The Correct Option is D

1. The position of bright fringes in Young's double-slit experiment is given by: \[ y_n = \frac{n \lambda D}{d}, \] where \(n\) is the fringe order, \(\lambda\) is the wavelength of light, \(D\) is the distance between the slits and screen, and \(d\) is the distance between the slits. 
2. Substituting the given values: - \(n = 5, \, \lambda = 600 \, \text{nm} = 600 \times 10^{-9} \, \text{m}, \, y_n = 5 \, \text{cm} = 5 \times 10^{-2} \, \text{m}, \, D = 1 \, \text{m}\). 
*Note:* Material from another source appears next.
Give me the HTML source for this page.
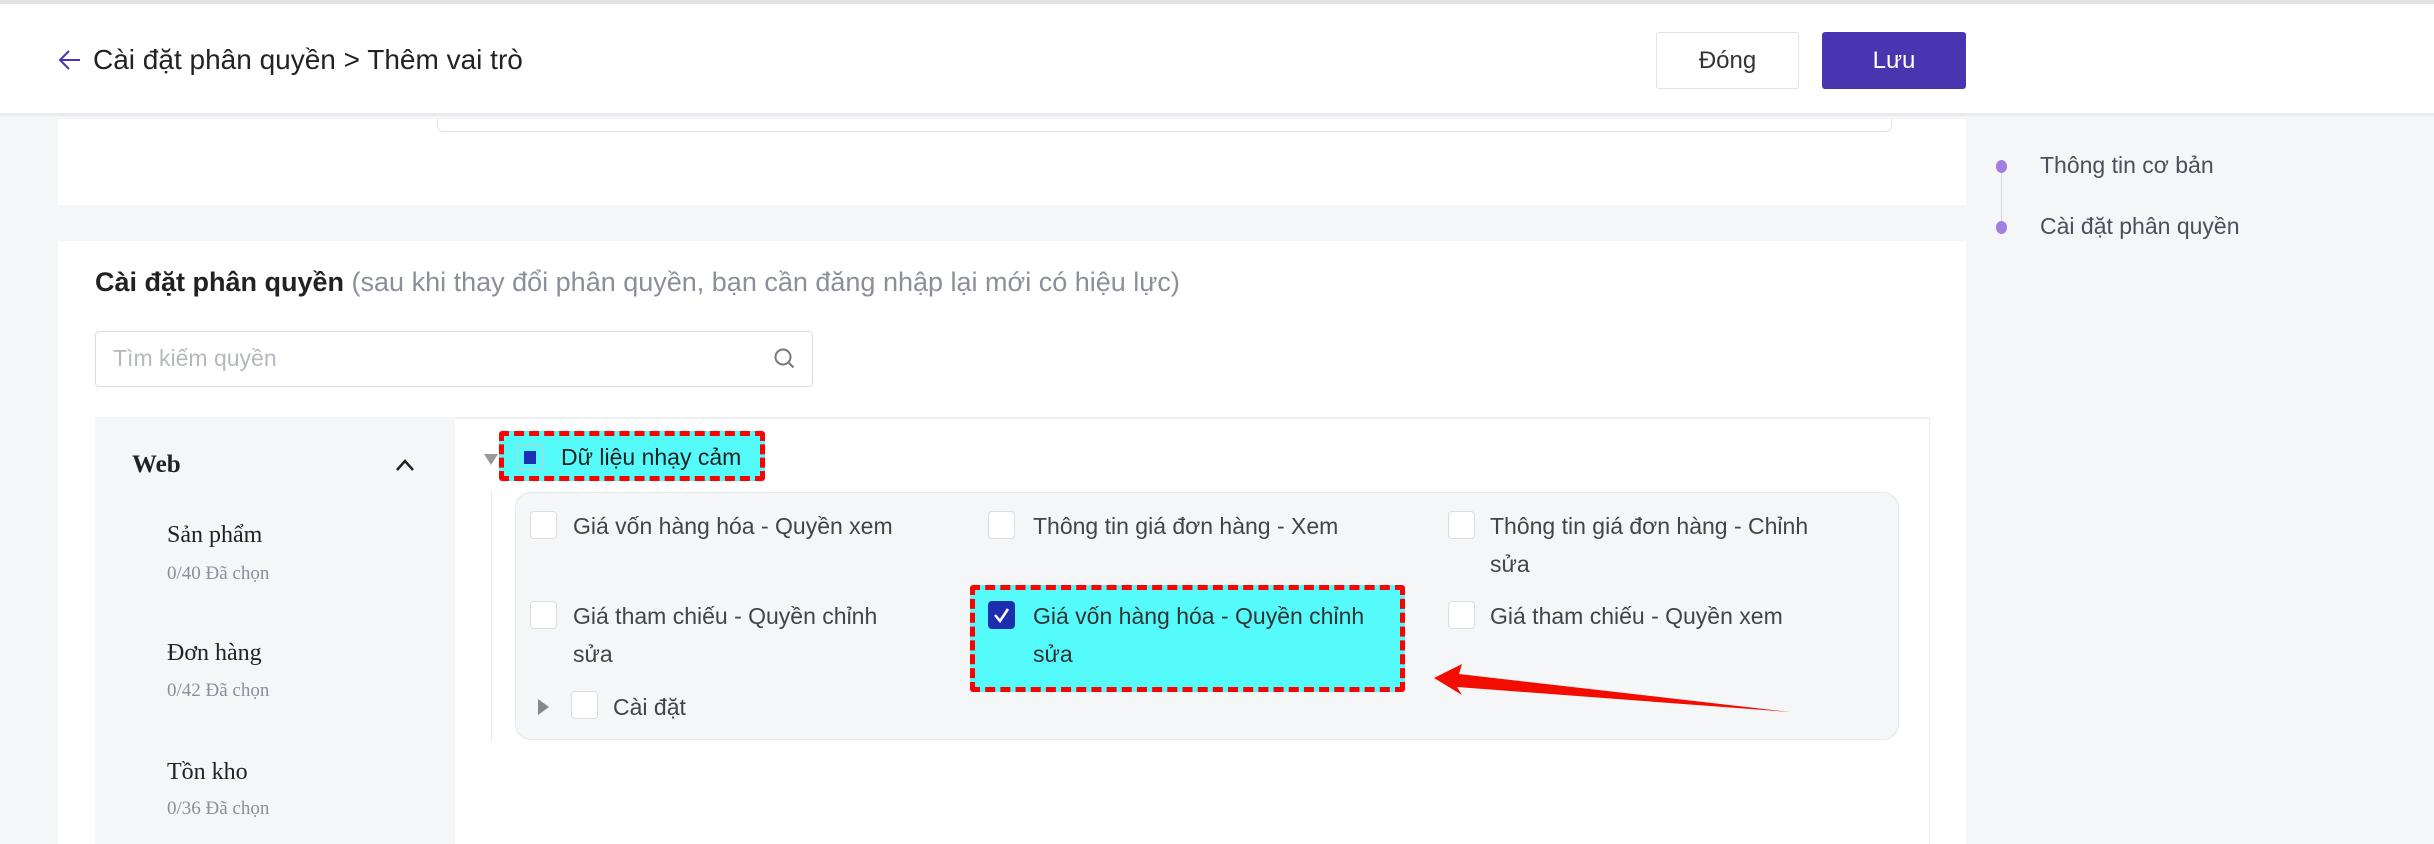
<!DOCTYPE html>
<html><head><meta charset="utf-8"><style>
*{margin:0;padding:0;box-sizing:border-box}
body{width:2434px;height:844px;overflow:hidden;background:#f5f6f8;font-family:"Liberation Sans","Noto Sans CJK SC",sans-serif;position:relative;color:#333}
.a{position:absolute;white-space:nowrap}
.cb{position:absolute;width:27px;height:28px;background:#fff;border:1px solid #dcdde2;border-radius:4px}
.it{position:absolute;font-size:23px;color:#444;line-height:38px}
.serif{font-family:"Liberation Serif",serif}
</style></head><body>
<div class="a" style="left:0;top:0;width:2434px;height:4px;background:#e2e2e2"></div>
<div class="a" style="left:0;top:4px;width:2434px;height:112px;background:#fff;border-bottom:3px solid #e9eaee"></div>
<svg class="a" style="left:58px;top:49px" width="24" height="22" viewBox="0 0 24 22"><path d="M22 11H3M11 2L2 11l9 9" fill="none" stroke="#4a35b0" stroke-width="2"/></svg>
<div class="a" style="left:93px;top:44px;font-size:28px;color:#222">Cài đặt phân quyền &gt; Thêm vai trò</div>
<div class="a" style="left:1656px;top:32px;width:143px;height:57px;border:1px solid #e2e2e8;border-radius:3px;background:#fff;font-size:24px;line-height:55px;text-align:center;color:#333">Đóng</div>
<div class="a" style="left:1822px;top:32px;width:144px;height:57px;border-radius:3px;background:#4a35b0;font-size:24px;line-height:57px;text-align:center;color:#fff">Lưu</div>

<div class="a" style="left:58px;top:119px;width:1908px;height:86px;background:#fff"></div>
<div class="a" style="left:437px;top:119px;width:1455px;height:13px;border:1px solid #e2e3e8;border-top:none;border-radius:0 0 6px 6px"></div>
<div class="a" style="left:58px;top:241px;width:1908px;height:603px;background:#fff"></div>
<div class="a" style="left:1966px;top:119px;width:468px;height:725px;background:#f5f6f8"></div>
<div class="a" style="left:2001px;top:166px;width:1px;height:61px;background:#d8d8de"></div>
<div class="a" style="left:1996px;top:160px;width:11px;height:13px;border-radius:50%;background:#a27ee0"></div>
<div class="a" style="left:1996px;top:221px;width:11px;height:13px;border-radius:50%;background:#a27ee0"></div>
<div class="a" style="left:2040px;top:152px;font-size:23px;color:#4a4f5a">Thông tin cơ bản</div>
<div class="a" style="left:2040px;top:213px;font-size:23px;color:#4a4f5a">Cài đặt phân quyền</div>

<div class="a" style="left:95px;top:267px;font-size:27px;color:#222"><b>Cài đặt phân quyền</b> <span style="color:#8a8f99">(sau khi thay đổi phân quyền, bạn cần đăng nhập lại mới có hiệu lực)</span></div>
<div class="a" style="left:95px;top:331px;width:718px;height:56px;border:1px solid #dcdde2;border-radius:4px;background:#fff"></div>
<div class="a" style="left:113px;top:345px;font-size:23px;color:#b5b8bf">Tìm kiếm quyền</div>
<svg class="a" style="left:772px;top:346px" width="26" height="26" viewBox="0 0 26 26"><circle cx="11" cy="11" r="7.5" fill="none" stroke="#777" stroke-width="2"/><path d="M16.5 16.5l5 5" stroke="#777" stroke-width="2"/></svg>

<div class="a" style="left:95px;top:417px;width:1835px;height:427px;border-top:2px solid #eeeff2;border-right:1px solid #eeeff2"></div>
<div class="a" style="left:95px;top:417px;width:360px;height:427px;background:#f5f6f8"></div>
<div class="a serif" style="left:132px;top:451px;font-size:25px;font-weight:bold;color:#222">Web</div>
<svg class="a" style="left:395px;top:458px" width="20" height="14" viewBox="0 0 20 14"><path d="M2 12L10 3l8 9" fill="none" stroke="#222" stroke-width="2.5"/></svg>
<div class="a serif" style="left:167px;top:522px;font-size:24px;color:#222">Sản phẩm</div>
<div class="a serif" style="left:167px;top:563px;font-size:19px;color:#8a8f99">0/40 Đã chọn</div>
<div class="a serif" style="left:167px;top:640px;font-size:24px;color:#222">Đơn hàng</div>
<div class="a serif" style="left:167px;top:680px;font-size:19px;color:#8a8f99">0/42 Đã chọn</div>
<div class="a serif" style="left:167px;top:759px;font-size:24px;color:#222">Tồn kho</div>
<div class="a serif" style="left:167px;top:798px;font-size:19px;color:#8a8f99">0/36 Đã chọn</div>

<svg class="a" style="left:484px;top:454px" width="14" height="12" viewBox="0 0 14 12"><path d="M0 0h14L7 11z" fill="#999"/></svg>
<div class="a" style="left:499px;top:431px;width:266px;height:50px;background:#55fafa;border:5px dashed #f00;border-radius:3px"></div>
<div class="a" style="left:517px;top:444px;width:26px;height:26px;border:1px solid #ccc;border-radius:3px;background:#55fafa"></div>
<div class="a" style="left:524px;top:451px;width:12px;height:13px;background:#1f2fb5"></div>
<div class="a" style="left:561px;top:444px;font-size:23px;color:#222">Dữ liệu nhạy cảm</div>

<div class="a" style="left:491px;top:492px;width:1px;height:248px;background:#e6e6ea"></div>
<div class="a" style="left:515px;top:492px;width:1384px;height:248px;background:#f5f6f8;border:1px solid #e6e7eb;border-radius:16px"></div>

<div class="cb" style="left:530px;top:511px"></div>
<div class="it" style="left:573px;top:507px">Giá vốn hàng hóa - Quyền xem</div>
<div class="cb" style="left:988px;top:511px"></div>
<div class="it" style="left:1033px;top:507px">Thông tin giá đơn hàng - Xem</div>
<div class="cb" style="left:1448px;top:511px"></div>
<div class="it" style="left:1490px;top:507px">Thông tin giá đơn hàng - Chỉnh<br>sửa</div>

<div class="cb" style="left:530px;top:601px"></div>
<div class="it" style="left:573px;top:597px">Giá tham chiếu - Quyền chỉnh<br>sửa</div>
<div class="a" style="left:970px;top:585px;width:435px;height:107px;background:#55fafa;border:5px dashed #f00;border-radius:3px"></div>
<div class="a" style="left:988px;top:601px;width:27px;height:28px;background:#1d2db0;border-radius:4px"></div>
<svg class="a" style="left:988px;top:601px" width="27" height="28" viewBox="0 0 27 28"><path d="M7 14l5 6 8-12" fill="none" stroke="#fff" stroke-width="2.5"/></svg>
<div class="it" style="left:1033px;top:597px;color:#333">Giá vốn hàng hóa - Quyền chỉnh<br>sửa</div>
<div class="cb" style="left:1448px;top:601px"></div>
<div class="it" style="left:1490px;top:597px">Giá tham chiếu - Quyền xem</div>

<svg class="a" style="left:538px;top:699px" width="12" height="16" viewBox="0 0 12 16"><path d="M0 0l11 8L0 16z" fill="#888"/></svg>
<div class="cb" style="left:571px;top:691px"></div>
<div class="it" style="left:613px;top:688px">Cài đặt</div>

<svg class="a" style="left:1420px;top:655px" width="380" height="70" viewBox="1420 655 380 70"><path d="M1434 678L1462 664L1459 674L1790 712L1457 687L1462 695Z" fill="#f20d00"/></svg>
</body></html>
3. Rearrange for \(d\): \[ d = \frac{n \lambda D}{y_n}. \] 
4. Substituting: \[ d = \frac{5 \times 600 \times 10^{-9} \times 1}{5 \times 10^{-2}} = 6 \times 10^{-6} \, \text{m} = 48 \, \mu\text{m}. \] 
Thus, the distance between the slits is 48 \(\mu\text{m}\). 
The fringe spacing depends on the wavelength, the slit-to-screen distance, and the slit separation. Accurate calculations require converting all quantities to SI units.